• Source excerpt:
— BEGIN —

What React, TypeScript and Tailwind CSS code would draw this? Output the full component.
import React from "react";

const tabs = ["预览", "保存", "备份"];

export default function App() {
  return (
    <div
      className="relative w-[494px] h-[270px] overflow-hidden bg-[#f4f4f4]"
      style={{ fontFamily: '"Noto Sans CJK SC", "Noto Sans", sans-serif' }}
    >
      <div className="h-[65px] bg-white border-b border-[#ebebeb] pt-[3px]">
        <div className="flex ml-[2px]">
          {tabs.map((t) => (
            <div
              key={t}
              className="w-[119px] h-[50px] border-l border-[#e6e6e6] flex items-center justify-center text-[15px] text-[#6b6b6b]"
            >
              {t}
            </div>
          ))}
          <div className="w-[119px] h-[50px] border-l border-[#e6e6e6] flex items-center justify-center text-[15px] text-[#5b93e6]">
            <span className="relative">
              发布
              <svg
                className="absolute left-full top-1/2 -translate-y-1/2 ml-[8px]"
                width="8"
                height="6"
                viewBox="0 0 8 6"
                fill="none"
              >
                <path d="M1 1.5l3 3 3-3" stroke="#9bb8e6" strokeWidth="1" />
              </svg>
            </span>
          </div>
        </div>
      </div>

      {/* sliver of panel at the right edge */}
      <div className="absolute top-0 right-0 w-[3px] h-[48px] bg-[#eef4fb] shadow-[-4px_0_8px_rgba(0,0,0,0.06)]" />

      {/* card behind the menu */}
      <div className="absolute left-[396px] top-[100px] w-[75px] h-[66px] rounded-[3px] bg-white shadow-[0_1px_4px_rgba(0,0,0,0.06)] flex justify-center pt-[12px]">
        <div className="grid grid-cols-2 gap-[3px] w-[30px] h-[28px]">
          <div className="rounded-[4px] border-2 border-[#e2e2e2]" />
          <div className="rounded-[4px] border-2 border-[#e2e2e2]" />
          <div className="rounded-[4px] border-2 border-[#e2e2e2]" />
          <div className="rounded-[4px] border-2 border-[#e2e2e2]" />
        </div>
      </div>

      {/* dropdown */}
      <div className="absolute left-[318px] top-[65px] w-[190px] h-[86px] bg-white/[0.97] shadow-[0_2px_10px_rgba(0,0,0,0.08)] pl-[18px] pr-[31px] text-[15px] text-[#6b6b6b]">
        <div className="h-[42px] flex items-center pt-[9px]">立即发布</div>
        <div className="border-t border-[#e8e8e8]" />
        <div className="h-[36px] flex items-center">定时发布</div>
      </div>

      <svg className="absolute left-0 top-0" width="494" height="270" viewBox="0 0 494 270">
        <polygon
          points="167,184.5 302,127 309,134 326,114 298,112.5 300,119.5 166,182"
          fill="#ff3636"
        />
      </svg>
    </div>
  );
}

— END —

• Stated problem: Output all of the data again. Match it exactly.

• Response:
What React, TypeScript and Tailwind CSS code would draw this? Output the full component.
import React from "react";

const tabs = ["预览", "保存", "备份"];

export default function App() {
  return (
    <div
      className="relative w-[494px] h-[270px] overflow-hidden bg-[#f4f4f4]"
      style={{ fontFamily: '"Noto Sans CJK SC", "Noto Sans", sans-serif' }}
    >
      <div className="h-[65px] bg-white border-b border-[#ebebeb] pt-[3px]">
        <div className="flex ml-[2px]">
          {tabs.map((t) => (
            <div
              key={t}
              className="w-[119px] h-[50px] border-l border-[#e6e6e6] flex items-center justify-center text-[15px] text-[#6b6b6b]"
            >
              {t}
            </div>
          ))}
          <div className="w-[119px] h-[50px] border-l border-[#e6e6e6] flex items-center justify-center text-[15px] text-[#5b93e6]">
            <span className="relative">
              发布
              <svg
                className="absolute left-full top-1/2 -translate-y-1/2 ml-[8px]"
                width="8"
                height="6"
                viewBox="0 0 8 6"
                fill="none"
              >
                <path d="M1 1.5l3 3 3-3" stroke="#9bb8e6" strokeWidth="1" />
              </svg>
            </span>
          </div>
        </div>
      </div>

      {/* sliver of panel at the right edge */}
      <div className="absolute top-0 right-0 w-[3px] h-[48px] bg-[#eef4fb] shadow-[-4px_0_8px_rgba(0,0,0,0.06)]" />

      {/* card behind the menu */}
      <div className="absolute left-[396px] top-[100px] w-[75px] h-[66px] rounded-[3px] bg-white shadow-[0_1px_4px_rgba(0,0,0,0.06)] flex justify-center pt-[12px]">
        <div className="grid grid-cols-2 gap-[3px] w-[30px] h-[28px]">
          <div className="rounded-[4px] border-2 border-[#e2e2e2]" />
          <div className="rounded-[4px] border-2 border-[#e2e2e2]" />
          <div className="rounded-[4px] border-2 border-[#e2e2e2]" />
          <div className="rounded-[4px] border-2 border-[#e2e2e2]" />
        </div>
      </div>

      {/* dropdown */}
      <div className="absolute left-[318px] top-[65px] w-[190px] h-[86px] bg-white/[0.97] shadow-[0_2px_10px_rgba(0,0,0,0.08)] pl-[18px] pr-[31px] text-[15px] text-[#6b6b6b]">
        <div className="h-[42px] flex items-center pt-[9px]">立即发布</div>
        <div className="border-t border-[#e8e8e8]" />
        <div className="h-[36px] flex items-center">定时发布</div>
      </div>

      <svg className="absolute left-0 top-0" width="494" height="270" viewBox="0 0 494 270">
        <polygon
          points="167,184.5 302,127 309,134 326,114 298,112.5 300,119.5 166,182"
          fill="#ff3636"
        />
      </svg>
    </div>
  );
}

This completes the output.